Death is inevitable. Death and taxes, as the saying goes… I noted, on turning 50, that I needed to anticipate the untimely deaths of at least 2 people per year from that point on, as after 50, our cells just stop doing their job quite as delightfully as previously experienced, and things go wrong. And so it was with a sense of expectation that at the age of 52, I have seen the death notices and Facebook posts to mark the passing of those who have done nothing to deserve this early departure, but nonetheless, who have passed away.
Death, whilst expected, is nonetheless difficult. We have poor response to grief, either in ourselves or others. When faced with a person who has lost their partner or child, we are more likely evade the conversation, cross the street, or make banal and pointless comments about the weather or anything, anything but the reality of asking how the grieving process is going.
We often see death as a reminder of our own imminent death. The feeling of panic about not having loved enough, saved enough, travelled enough, been grateful enough is too much to bear, so we put it aside and worry about the mundane daily process instead.
When faced with death in our immediate family, it is often made more difficult by either the process which must be met to eradicate their living, in terms of paperwork and wills and probate. And then after this is done, you still go to turn to them to laugh about some inane encounter and no, they are not there. They will never be there.
You can talk to the ether. You can write to them. You can pretend that they can still hear you. This may help, but there is still a person shaped space in your heart, which will never be filled. In some ways, this hole helps to shape you as a person. You can build around the space. You learn to see things in a way from the perspective of someone who has lost a love, a bolster, a friend. You gain perspective by wrapping your new life, your life which now lacks that person, and you lay your experiences around that space, but that empty space will always be there.
It is possible that as we grow older, we are made up more of empty spaces than substance, and our skill is of making the spaces line up neatly enough to allow us to gain strength from the new engineering of life over spaces.
But for some, the spaces become gaps, and it becomes harder to bridge the chasms in loss. The feeling of what you have lost becomes more than the appreciation of what you had, and what else you can become.
Death often brings home the sense of loss. We create drama from the lack of what might have been. We need to accept that life was always going to end, and be more grateful for the days which we have had, and worry less about the days which were untimely erased.
There have been deaths around my life of late, and I found myself so terribly sad for those left behind. Those who had no chance to say goodbye, to second guess the need to leave with grace and love, instead of casual fleeting rushed life.
I also realise that I feel so terribly inadequate in knowing how to manage to express my compassion for the loss of someone who is overwhelmed by their loss. Our culture has nothing practiced for this. We offer tea. Or wine. We send a card. Avoid conversation. Speak softly. Offer tissues. We are too afraid to ask “are you ok?” as we all know that when you ask that, everyone goes to pieces. And we know that they are not ok, so it seems pointless to ask anyway.

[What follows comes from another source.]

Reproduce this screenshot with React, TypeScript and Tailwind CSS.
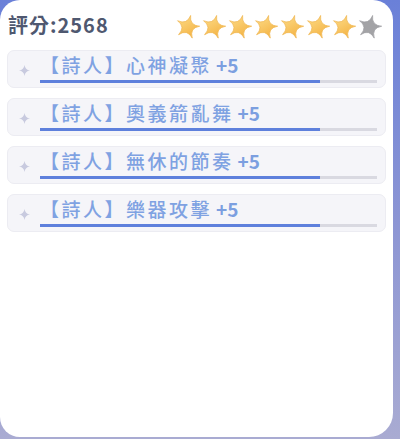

The thing is, we all need to care. We need to say that we are feeling broken hearted for the loss of those left behind. Even just to offer the truthfulness of “I don’t what to say, but I care enough to want to ask what I can do to help” is better than doing nothing and avoiding facing grief.
Be brave. Be helpful. Be a little gauche but be honest. Be graceful in retreat when told to, and be available when needed. Be present. Be sad. Cry. Wail a little. Recognise how lucky we were to have had that person in our lives at all. Be grateful that we are still alive for another day. And start to build strength around the space in your heart.